There are five Hurricane Impact Zones in Alabama. With Zone 1 having the highest potential impact from any landfilling hurricane and Zone 5 having the least, the Wiregrass area sits in Zone 2.
“There is a major probability of damaging inland winds including resultant tornadoes and straight line winds,” said Dale County Emergency Management Agency Director Willie Worsham. “Flooding in low areas is highly possible and there is a critical impact to our area from evacuees from the Florida Panhandle, Mississippi and Louisiana.
Worsham met May 23 with area elected officials, law enforcement and recovery organization representatives at the Alabama Aviation College for “Dale County 2022 Hurricane Briefing.”
The purpose of the meeting, Worsham explained, is that through teamwork and open communications, the county will be best prepared to face impending natural disasters. “Our purpose is to discuss how we are all going to work together to get back to full mission capability,” he said. “I want all of us to work together.

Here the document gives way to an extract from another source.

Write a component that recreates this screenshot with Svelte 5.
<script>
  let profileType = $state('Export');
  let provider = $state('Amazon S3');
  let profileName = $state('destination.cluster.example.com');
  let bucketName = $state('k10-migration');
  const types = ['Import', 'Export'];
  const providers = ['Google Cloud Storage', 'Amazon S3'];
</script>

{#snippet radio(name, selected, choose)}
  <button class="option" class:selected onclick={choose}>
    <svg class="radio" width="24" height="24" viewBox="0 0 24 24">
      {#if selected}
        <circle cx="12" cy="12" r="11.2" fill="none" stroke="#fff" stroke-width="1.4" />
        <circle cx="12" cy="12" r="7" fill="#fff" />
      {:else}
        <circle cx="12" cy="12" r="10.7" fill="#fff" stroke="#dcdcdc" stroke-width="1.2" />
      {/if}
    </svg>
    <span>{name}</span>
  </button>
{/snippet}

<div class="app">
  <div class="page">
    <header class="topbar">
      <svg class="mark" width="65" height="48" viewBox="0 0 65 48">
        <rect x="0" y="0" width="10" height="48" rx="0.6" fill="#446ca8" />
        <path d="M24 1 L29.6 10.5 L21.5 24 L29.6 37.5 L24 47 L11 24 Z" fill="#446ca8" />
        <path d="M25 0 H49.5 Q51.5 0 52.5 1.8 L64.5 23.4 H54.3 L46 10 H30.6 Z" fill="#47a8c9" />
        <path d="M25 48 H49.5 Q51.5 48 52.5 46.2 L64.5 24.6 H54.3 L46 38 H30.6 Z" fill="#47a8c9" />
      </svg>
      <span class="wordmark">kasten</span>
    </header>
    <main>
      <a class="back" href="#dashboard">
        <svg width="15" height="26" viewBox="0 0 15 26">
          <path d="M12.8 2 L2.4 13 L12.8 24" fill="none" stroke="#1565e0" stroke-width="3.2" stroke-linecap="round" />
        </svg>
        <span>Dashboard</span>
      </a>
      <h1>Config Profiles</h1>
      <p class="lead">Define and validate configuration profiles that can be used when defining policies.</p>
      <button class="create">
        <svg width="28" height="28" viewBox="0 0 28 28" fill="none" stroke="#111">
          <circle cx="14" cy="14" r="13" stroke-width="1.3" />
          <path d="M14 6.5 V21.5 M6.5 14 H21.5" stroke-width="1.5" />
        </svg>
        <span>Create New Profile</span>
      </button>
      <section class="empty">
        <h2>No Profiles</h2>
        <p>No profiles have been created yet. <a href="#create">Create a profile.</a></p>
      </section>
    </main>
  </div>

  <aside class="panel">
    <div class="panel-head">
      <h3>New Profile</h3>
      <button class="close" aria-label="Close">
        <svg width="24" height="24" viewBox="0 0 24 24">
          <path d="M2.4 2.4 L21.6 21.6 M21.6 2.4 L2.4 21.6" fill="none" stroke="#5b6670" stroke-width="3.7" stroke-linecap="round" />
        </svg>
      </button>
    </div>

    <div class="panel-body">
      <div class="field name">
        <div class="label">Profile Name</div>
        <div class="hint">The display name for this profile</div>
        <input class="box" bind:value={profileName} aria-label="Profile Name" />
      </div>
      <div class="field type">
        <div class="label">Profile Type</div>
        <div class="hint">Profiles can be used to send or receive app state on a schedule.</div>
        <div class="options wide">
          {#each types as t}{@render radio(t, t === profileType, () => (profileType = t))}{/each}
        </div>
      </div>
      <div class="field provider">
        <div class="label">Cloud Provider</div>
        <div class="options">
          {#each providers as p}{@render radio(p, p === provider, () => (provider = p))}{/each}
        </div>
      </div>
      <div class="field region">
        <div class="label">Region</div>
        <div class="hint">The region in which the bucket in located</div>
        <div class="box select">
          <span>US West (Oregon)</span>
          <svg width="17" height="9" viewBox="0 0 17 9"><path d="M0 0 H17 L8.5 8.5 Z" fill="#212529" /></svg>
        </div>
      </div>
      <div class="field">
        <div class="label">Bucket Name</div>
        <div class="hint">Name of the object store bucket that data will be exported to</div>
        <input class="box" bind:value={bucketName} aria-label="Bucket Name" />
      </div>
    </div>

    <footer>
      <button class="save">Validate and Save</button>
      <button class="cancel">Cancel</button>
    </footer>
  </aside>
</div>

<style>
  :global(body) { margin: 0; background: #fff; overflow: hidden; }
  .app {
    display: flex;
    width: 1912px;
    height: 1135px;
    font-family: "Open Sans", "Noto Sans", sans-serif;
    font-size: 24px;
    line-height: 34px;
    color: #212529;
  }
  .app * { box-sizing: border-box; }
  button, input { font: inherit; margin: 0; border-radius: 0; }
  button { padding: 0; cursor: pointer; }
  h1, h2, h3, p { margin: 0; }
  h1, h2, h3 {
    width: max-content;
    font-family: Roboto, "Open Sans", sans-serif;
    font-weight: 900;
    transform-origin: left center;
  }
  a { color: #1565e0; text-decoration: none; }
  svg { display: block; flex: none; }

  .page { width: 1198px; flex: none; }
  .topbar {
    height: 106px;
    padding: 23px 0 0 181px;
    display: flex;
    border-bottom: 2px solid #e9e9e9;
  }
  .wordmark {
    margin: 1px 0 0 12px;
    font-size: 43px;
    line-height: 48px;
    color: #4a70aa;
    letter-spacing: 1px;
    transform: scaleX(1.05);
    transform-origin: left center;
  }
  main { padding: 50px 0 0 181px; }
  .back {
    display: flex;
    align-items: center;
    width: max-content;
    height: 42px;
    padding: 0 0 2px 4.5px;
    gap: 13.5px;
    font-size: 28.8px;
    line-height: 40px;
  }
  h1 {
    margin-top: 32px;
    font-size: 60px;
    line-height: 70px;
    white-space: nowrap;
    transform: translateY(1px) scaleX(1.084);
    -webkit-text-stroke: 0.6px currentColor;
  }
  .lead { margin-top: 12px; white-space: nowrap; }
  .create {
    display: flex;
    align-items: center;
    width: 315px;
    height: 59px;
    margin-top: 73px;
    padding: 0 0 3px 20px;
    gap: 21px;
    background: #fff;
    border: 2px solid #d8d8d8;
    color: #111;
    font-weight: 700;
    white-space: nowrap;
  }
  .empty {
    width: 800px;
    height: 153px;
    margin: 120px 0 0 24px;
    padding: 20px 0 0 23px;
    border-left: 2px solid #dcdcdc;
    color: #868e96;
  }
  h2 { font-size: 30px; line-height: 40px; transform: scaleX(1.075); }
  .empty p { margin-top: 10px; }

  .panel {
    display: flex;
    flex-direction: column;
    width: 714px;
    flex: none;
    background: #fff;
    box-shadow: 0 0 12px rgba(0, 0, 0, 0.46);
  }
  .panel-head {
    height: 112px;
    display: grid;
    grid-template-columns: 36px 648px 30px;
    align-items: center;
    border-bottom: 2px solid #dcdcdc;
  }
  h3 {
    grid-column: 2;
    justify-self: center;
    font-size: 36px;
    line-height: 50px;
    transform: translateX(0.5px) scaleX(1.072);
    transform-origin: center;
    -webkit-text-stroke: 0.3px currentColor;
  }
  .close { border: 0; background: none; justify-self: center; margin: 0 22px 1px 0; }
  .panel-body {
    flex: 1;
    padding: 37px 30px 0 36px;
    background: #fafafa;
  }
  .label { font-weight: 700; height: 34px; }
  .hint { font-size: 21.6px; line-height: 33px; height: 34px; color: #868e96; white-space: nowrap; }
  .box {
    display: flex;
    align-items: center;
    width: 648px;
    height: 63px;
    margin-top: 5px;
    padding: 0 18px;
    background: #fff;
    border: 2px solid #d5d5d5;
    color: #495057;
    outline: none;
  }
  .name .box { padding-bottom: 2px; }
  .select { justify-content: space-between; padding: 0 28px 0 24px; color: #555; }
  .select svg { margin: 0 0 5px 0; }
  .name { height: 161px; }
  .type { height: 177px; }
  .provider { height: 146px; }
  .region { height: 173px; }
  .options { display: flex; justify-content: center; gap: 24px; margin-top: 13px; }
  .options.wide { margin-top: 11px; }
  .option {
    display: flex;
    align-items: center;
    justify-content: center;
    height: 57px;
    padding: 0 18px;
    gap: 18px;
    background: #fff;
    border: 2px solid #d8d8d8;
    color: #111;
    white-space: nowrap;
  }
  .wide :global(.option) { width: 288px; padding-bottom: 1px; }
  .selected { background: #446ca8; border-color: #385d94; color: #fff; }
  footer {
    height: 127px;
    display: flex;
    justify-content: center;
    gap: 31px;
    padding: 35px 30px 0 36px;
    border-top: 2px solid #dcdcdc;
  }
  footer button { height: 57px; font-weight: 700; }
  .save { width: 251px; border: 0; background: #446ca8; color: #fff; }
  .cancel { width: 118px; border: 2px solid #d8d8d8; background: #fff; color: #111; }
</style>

“People, I really need to know what is going on with your agency,” Worsham said. “EMA tracks and reports lifelines and requests resourcing with input from area mayors and the commission chairman, the county administrator, city manager, engineering and public works departments, Alabama Department of Transportation, law enforcement, fire rescue personnel, schools, hospitals, dialysis centers, nursing homes, the coroner, power companies and the Alabama Department of Public Health.”
Worsham said that the Community Lifeline concept was developed after response to the natural disasters in 2017 “identified the need to create a new operational prioritization and response tool which would characterize the incident and identify the root causes of priority issue areas in order to create effective solutions and distinguish the highest priorities and most complex issues.”

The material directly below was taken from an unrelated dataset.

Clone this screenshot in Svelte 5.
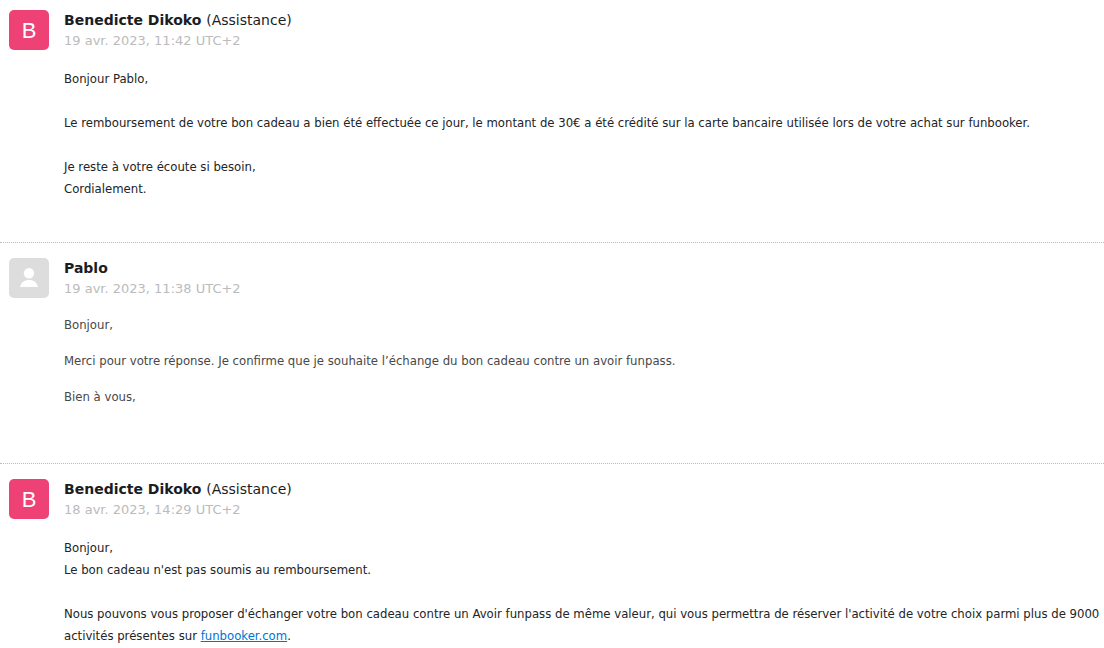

Worsham said Community Lifeline enables the continuous operation of government functions, critical business and is essential to human health and safety or economic security. “In an emergency situation, decision makers must rapidly determine the scope, complexity and interdependent impacts of an incident,” Worsham said. “Applying the Lifeline model allows decision-makers to rapidly determine the scope of whether an incident is large, complicated or complex; to prioritize and focus response efforts to maintain or restore the most critical services and infrastructure; and to insure that limited resources can go toward a common goal across the whole community.”
Worsham said he is currently updating and consolidating the county’s hazard mitigation plan and working to obtain a grant to initiate a Citizen Emergency Response Team program in Dale County.
“Make sure you let me know all the things going on in your organization,” he urged those attending the meeting. “All of Alabama has the potential for inland wind damage and flooding from rains associated with tropical storms and hurricanes.”